Exercise goal >>
State the number of lines that contain the word "Tailwind", and add nothing else.

Front-end source files >>

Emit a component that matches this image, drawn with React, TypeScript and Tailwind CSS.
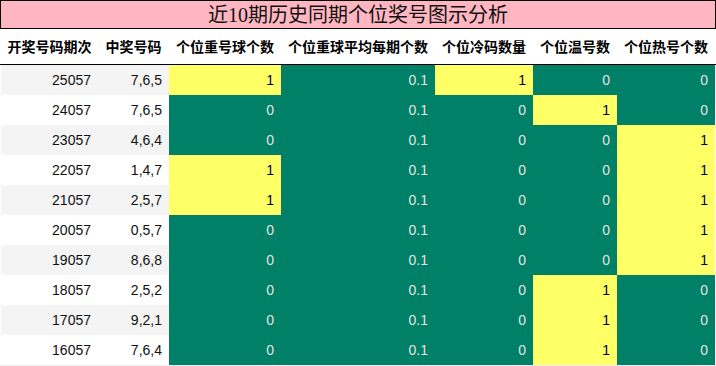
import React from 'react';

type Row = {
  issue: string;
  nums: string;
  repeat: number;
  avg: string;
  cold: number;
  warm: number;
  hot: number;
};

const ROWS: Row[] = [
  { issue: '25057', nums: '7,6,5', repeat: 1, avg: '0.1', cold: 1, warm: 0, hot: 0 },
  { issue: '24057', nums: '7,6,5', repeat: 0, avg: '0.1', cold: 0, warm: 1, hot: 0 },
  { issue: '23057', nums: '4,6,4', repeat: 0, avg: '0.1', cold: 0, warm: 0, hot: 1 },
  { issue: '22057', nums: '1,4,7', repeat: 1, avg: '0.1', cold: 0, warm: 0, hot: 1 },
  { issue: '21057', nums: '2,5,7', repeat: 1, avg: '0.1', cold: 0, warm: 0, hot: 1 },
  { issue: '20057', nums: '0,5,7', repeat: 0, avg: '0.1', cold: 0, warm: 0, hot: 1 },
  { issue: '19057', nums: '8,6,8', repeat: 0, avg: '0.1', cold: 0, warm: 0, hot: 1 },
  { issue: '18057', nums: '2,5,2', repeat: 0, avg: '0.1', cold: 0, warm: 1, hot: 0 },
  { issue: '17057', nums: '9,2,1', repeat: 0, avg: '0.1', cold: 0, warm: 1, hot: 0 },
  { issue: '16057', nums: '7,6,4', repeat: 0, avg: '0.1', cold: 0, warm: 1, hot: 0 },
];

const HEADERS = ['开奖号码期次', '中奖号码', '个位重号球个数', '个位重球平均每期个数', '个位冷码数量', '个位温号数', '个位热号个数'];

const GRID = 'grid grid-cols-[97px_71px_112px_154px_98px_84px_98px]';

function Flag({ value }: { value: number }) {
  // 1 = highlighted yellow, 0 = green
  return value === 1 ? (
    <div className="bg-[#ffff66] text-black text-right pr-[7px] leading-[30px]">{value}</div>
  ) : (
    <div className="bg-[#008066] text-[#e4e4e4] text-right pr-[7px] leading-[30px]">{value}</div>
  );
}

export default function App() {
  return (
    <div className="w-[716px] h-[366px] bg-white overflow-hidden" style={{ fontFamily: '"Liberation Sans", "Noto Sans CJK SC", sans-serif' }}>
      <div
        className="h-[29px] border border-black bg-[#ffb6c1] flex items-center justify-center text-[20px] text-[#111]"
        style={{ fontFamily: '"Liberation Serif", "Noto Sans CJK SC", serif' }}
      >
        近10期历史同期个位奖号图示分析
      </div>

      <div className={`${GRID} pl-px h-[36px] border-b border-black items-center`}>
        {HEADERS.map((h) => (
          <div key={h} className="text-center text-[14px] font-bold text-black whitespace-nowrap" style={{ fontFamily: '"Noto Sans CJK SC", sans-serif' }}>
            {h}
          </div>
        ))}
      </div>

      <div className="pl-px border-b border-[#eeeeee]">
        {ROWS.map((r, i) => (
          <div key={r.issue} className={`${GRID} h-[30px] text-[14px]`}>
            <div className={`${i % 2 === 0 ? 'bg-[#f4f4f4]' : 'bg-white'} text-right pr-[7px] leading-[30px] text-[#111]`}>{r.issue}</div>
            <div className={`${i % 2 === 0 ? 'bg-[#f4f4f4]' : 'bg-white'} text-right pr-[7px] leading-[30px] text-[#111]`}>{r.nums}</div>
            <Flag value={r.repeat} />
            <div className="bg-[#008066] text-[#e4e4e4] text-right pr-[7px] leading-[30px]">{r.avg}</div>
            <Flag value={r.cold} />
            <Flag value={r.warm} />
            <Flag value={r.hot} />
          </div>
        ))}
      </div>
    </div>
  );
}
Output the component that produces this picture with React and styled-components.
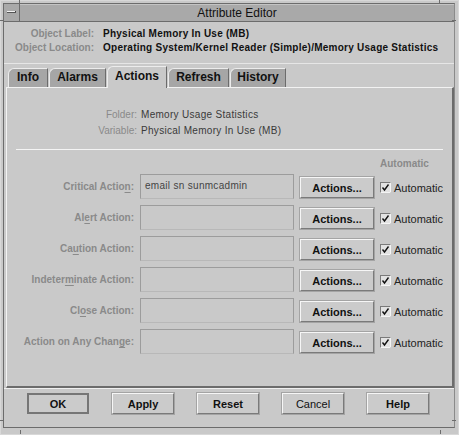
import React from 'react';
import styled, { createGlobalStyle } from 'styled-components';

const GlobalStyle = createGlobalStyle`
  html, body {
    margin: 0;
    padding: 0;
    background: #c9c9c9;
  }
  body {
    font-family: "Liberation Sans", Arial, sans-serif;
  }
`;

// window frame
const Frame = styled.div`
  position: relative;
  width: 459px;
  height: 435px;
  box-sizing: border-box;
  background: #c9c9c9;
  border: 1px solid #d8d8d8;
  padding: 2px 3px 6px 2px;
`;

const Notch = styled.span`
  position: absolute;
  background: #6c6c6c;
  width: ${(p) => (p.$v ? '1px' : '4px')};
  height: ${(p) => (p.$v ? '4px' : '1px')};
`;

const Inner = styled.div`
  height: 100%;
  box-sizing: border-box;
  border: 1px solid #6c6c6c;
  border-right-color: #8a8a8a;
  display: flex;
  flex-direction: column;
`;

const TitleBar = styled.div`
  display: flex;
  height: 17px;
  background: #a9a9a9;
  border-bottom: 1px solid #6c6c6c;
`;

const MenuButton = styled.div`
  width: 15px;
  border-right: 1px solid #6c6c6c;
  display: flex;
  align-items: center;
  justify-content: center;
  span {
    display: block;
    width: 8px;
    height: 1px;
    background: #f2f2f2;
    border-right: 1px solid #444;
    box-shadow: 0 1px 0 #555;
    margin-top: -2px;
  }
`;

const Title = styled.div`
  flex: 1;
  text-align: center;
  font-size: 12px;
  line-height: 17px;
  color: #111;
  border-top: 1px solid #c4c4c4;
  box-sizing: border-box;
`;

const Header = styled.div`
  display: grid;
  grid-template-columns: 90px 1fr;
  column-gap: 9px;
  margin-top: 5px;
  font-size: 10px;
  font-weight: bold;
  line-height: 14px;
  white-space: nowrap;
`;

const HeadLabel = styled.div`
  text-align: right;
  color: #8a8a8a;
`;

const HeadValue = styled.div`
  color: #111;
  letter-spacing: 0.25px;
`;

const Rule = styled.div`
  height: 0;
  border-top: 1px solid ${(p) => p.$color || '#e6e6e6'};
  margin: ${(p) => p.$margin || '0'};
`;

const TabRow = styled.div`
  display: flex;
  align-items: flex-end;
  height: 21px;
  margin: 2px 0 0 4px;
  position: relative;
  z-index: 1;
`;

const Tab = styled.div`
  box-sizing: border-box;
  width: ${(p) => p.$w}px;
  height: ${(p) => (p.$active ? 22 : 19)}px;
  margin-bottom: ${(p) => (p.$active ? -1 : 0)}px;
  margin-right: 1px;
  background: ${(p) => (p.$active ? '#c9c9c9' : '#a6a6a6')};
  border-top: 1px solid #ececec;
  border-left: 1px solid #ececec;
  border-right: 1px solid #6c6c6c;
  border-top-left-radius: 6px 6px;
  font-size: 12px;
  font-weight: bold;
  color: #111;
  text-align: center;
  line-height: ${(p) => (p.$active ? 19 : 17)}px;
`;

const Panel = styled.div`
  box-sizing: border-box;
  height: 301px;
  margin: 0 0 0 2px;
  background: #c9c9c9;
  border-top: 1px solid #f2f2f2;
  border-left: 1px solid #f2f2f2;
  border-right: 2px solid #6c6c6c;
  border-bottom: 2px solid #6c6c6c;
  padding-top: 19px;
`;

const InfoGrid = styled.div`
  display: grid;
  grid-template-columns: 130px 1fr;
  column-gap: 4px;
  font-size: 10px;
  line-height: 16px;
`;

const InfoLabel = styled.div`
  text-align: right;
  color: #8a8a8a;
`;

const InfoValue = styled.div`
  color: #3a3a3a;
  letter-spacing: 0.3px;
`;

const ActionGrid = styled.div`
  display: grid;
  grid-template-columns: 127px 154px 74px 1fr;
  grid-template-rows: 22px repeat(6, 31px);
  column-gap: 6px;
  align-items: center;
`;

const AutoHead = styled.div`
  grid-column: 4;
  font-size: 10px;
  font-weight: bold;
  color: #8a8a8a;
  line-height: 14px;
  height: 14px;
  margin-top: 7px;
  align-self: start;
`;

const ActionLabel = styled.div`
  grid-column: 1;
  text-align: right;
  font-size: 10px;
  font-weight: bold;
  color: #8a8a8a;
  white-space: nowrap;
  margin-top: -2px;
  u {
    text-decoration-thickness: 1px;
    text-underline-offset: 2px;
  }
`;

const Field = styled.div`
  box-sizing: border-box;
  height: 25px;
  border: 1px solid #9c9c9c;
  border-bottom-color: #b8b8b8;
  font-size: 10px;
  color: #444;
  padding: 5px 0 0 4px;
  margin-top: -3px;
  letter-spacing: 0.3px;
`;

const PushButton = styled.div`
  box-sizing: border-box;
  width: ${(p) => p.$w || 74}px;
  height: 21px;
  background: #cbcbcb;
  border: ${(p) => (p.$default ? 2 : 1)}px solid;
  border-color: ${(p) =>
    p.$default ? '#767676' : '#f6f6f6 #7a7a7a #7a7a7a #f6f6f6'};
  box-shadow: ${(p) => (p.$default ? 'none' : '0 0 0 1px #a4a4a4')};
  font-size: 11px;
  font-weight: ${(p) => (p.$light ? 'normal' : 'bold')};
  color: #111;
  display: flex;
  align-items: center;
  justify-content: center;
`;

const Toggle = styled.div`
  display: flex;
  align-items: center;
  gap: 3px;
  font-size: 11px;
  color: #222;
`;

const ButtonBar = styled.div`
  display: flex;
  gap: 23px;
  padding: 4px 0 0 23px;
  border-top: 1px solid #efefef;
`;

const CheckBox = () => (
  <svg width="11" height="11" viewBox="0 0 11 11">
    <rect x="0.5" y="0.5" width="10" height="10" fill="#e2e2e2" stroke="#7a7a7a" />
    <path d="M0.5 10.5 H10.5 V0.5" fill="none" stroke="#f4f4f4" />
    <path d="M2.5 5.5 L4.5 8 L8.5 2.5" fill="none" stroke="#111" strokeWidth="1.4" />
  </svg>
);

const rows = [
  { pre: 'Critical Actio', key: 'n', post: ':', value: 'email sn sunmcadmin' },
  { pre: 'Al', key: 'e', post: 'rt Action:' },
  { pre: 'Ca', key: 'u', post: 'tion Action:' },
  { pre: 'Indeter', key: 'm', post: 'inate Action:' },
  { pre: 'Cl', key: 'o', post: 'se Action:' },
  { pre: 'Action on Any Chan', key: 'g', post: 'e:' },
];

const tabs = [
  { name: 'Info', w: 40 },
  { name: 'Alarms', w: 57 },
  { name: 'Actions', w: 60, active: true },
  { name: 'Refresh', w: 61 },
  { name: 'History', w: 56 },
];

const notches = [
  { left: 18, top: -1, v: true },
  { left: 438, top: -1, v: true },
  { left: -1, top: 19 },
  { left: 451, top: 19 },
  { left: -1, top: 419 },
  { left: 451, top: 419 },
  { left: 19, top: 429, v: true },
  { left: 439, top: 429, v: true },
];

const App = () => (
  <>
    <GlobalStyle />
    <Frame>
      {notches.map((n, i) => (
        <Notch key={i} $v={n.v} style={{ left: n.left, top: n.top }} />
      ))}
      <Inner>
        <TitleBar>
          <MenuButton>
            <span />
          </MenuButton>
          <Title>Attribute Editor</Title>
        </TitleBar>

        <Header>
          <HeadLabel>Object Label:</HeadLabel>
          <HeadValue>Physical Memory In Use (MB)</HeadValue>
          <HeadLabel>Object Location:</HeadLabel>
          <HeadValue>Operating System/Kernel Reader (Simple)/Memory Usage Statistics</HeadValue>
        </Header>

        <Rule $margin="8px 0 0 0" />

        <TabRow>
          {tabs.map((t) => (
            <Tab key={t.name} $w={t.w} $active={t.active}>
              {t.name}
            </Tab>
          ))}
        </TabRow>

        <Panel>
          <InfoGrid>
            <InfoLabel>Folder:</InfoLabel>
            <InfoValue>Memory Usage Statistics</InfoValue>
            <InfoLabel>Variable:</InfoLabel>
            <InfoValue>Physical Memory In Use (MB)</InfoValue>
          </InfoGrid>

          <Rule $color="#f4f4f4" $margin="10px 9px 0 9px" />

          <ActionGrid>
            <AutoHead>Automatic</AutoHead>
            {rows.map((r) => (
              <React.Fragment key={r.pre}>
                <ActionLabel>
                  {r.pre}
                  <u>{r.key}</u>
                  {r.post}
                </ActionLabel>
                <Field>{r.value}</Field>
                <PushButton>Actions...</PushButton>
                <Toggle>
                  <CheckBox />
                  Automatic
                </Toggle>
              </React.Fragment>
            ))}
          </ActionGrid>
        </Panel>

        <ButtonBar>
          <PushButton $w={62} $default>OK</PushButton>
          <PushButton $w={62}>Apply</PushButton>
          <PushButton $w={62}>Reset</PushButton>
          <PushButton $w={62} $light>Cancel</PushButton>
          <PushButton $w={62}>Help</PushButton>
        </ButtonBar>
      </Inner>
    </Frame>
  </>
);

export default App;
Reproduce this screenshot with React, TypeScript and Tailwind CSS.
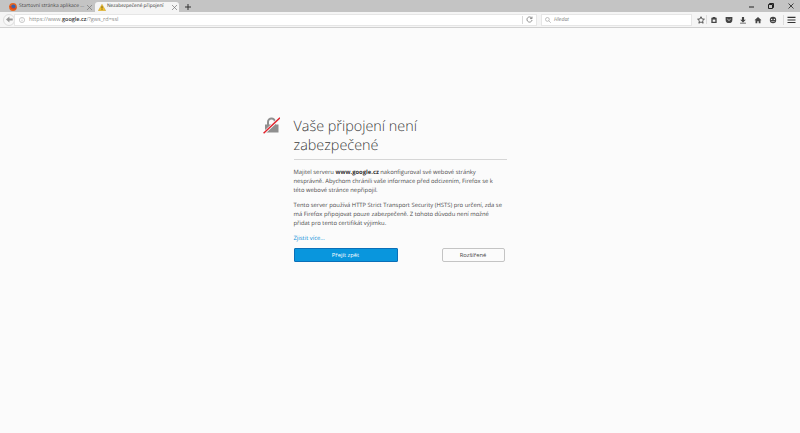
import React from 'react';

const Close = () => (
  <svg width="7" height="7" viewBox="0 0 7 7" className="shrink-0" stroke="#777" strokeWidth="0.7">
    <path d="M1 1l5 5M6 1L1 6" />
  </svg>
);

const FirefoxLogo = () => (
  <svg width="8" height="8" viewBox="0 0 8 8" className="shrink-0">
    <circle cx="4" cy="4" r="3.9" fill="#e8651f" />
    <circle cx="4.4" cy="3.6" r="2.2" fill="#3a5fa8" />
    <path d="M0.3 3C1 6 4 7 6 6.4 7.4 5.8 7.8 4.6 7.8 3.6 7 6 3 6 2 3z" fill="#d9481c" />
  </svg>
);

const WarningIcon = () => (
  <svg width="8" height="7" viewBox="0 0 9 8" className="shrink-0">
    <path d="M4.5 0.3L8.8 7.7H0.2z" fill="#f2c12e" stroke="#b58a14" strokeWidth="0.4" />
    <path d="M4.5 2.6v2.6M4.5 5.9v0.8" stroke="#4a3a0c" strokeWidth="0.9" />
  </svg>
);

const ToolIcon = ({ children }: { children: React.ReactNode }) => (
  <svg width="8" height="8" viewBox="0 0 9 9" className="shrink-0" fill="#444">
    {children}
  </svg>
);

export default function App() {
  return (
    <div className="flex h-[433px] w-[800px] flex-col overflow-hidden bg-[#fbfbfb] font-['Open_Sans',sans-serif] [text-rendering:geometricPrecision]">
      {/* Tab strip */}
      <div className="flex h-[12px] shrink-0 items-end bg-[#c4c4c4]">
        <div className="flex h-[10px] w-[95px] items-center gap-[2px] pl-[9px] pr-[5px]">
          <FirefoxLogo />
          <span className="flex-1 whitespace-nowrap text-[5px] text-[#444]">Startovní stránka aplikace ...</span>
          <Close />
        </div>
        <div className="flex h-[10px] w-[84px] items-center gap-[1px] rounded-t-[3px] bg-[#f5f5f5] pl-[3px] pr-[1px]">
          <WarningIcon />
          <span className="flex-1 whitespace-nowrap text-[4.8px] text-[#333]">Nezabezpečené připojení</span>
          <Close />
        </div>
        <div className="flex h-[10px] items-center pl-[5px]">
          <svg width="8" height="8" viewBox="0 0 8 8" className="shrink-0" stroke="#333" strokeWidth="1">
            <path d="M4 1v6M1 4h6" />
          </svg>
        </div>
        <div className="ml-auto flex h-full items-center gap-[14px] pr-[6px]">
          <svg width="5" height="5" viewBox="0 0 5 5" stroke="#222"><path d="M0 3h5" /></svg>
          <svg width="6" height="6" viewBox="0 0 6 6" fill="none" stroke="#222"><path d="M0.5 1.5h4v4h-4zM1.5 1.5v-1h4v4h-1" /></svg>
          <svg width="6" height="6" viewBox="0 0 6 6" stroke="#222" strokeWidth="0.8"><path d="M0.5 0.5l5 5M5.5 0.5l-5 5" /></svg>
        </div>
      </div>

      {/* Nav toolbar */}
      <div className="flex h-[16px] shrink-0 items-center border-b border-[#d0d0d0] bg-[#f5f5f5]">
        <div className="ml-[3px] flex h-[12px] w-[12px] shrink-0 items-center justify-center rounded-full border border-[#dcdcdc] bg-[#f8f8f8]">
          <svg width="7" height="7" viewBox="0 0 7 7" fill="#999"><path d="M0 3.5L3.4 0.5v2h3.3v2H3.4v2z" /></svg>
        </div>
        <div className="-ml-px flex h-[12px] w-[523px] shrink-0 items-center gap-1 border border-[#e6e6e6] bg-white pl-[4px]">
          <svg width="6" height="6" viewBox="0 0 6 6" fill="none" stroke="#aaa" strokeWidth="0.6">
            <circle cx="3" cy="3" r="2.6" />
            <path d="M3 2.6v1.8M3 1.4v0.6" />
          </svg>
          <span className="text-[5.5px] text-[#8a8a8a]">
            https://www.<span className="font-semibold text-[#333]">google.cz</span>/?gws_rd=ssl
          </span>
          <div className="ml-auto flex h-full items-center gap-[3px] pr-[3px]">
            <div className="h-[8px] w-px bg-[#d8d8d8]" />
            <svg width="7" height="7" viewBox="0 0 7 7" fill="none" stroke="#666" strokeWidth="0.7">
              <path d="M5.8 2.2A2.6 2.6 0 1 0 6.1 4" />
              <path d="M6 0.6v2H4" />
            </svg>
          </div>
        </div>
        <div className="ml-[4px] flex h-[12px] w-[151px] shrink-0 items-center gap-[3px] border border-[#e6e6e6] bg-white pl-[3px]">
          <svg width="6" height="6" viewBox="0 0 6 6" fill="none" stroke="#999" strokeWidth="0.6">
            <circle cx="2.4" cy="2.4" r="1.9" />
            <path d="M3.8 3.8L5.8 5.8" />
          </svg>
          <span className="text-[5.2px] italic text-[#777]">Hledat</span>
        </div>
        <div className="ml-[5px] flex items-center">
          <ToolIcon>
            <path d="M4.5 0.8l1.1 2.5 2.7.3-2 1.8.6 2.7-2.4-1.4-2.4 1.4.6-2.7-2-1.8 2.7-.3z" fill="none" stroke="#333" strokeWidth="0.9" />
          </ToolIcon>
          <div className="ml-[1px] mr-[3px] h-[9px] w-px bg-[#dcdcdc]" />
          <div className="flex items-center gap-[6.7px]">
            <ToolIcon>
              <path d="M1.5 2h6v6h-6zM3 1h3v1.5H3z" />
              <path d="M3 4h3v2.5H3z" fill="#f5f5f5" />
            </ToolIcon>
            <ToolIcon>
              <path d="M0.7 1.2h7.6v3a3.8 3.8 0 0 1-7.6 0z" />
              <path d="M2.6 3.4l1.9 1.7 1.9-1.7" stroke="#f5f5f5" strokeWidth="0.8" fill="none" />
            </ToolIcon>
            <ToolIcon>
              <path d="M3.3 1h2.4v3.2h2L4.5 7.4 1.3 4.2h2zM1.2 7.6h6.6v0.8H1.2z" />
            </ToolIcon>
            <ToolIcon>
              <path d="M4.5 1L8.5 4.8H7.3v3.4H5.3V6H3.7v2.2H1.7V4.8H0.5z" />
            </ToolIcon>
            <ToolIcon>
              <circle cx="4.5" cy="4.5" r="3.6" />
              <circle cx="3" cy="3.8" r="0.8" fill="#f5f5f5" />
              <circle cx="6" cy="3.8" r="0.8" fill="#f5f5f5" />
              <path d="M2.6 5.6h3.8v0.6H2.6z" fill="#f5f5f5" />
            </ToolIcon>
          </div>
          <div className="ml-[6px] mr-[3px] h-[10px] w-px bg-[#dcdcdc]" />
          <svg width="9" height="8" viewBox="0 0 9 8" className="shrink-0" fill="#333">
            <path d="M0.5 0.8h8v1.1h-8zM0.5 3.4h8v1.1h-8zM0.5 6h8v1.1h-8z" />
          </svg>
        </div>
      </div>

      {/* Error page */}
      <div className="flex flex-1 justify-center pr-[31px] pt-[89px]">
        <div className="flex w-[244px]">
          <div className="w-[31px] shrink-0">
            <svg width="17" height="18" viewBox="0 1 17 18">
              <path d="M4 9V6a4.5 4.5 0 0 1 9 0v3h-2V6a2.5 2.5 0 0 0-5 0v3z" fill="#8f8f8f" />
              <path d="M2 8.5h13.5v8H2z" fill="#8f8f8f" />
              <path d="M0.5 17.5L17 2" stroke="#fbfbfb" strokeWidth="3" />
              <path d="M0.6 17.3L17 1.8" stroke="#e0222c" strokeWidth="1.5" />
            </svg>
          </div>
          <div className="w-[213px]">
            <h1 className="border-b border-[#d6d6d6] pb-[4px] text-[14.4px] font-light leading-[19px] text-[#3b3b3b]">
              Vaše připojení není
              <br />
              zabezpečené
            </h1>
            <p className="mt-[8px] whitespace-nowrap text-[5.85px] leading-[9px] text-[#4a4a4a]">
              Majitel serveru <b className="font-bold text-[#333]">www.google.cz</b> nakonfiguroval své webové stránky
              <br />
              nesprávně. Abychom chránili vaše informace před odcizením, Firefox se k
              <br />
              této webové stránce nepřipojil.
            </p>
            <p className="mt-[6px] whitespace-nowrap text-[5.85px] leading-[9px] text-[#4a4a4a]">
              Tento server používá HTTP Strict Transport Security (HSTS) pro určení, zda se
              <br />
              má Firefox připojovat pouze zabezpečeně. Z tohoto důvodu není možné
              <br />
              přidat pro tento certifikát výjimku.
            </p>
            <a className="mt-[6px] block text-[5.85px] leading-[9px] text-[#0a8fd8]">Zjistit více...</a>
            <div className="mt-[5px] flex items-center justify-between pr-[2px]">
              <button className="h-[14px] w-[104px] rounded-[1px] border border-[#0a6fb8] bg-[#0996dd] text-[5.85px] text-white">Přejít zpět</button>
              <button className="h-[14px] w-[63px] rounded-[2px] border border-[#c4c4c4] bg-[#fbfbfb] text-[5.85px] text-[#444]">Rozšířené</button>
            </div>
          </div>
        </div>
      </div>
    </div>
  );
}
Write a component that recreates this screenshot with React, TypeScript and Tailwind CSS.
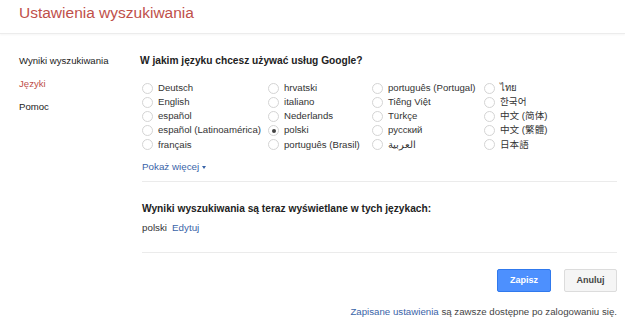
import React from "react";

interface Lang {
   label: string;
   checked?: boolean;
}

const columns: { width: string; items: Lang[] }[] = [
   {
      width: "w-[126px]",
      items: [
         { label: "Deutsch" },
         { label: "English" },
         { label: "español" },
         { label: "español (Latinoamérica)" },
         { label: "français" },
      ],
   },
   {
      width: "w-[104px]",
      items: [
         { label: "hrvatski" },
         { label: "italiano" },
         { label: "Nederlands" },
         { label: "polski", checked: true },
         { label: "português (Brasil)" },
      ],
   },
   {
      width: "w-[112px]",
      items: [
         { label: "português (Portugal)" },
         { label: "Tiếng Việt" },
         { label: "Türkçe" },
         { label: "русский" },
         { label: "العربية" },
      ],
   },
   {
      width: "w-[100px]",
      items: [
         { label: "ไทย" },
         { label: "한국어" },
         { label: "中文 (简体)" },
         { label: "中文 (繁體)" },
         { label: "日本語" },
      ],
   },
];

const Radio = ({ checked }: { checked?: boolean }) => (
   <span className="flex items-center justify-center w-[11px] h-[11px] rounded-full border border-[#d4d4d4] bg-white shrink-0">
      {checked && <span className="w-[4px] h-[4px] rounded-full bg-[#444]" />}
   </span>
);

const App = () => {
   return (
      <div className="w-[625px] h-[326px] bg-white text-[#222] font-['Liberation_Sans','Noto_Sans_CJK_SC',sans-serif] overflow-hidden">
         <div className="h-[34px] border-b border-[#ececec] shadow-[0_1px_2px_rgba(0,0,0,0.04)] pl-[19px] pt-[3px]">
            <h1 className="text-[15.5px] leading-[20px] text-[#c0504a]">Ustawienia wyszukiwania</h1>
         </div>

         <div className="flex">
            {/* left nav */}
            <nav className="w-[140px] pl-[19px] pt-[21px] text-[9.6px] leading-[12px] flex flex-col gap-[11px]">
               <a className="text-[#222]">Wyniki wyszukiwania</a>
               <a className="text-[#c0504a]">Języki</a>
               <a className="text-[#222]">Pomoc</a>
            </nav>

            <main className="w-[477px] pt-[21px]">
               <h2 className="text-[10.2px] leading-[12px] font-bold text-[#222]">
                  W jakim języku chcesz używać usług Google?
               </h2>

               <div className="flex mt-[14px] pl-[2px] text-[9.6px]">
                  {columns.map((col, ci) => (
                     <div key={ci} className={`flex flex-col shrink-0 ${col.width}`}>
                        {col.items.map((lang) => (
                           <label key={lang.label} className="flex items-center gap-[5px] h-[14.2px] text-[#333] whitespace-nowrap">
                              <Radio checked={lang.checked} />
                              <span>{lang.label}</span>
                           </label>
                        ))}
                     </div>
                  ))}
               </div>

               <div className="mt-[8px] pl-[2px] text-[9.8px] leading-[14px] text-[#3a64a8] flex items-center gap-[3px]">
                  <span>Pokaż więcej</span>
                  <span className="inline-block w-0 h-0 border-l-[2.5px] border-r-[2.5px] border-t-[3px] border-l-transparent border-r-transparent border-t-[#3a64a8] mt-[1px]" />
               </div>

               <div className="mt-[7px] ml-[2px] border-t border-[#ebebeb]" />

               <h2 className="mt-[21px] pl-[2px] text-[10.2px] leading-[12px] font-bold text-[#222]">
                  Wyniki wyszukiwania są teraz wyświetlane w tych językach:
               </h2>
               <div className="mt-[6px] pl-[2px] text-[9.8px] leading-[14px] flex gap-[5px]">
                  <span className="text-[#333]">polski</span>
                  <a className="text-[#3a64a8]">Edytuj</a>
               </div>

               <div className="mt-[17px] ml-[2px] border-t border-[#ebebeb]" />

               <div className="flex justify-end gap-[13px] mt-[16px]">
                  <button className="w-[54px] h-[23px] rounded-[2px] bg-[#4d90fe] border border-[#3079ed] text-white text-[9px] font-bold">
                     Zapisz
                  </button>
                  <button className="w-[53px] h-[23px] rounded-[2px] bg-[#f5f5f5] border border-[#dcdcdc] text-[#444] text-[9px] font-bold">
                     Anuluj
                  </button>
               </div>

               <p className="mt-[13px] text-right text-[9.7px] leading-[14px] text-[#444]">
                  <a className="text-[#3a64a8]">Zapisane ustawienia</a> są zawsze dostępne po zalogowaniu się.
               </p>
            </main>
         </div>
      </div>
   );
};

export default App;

The completed task >>
3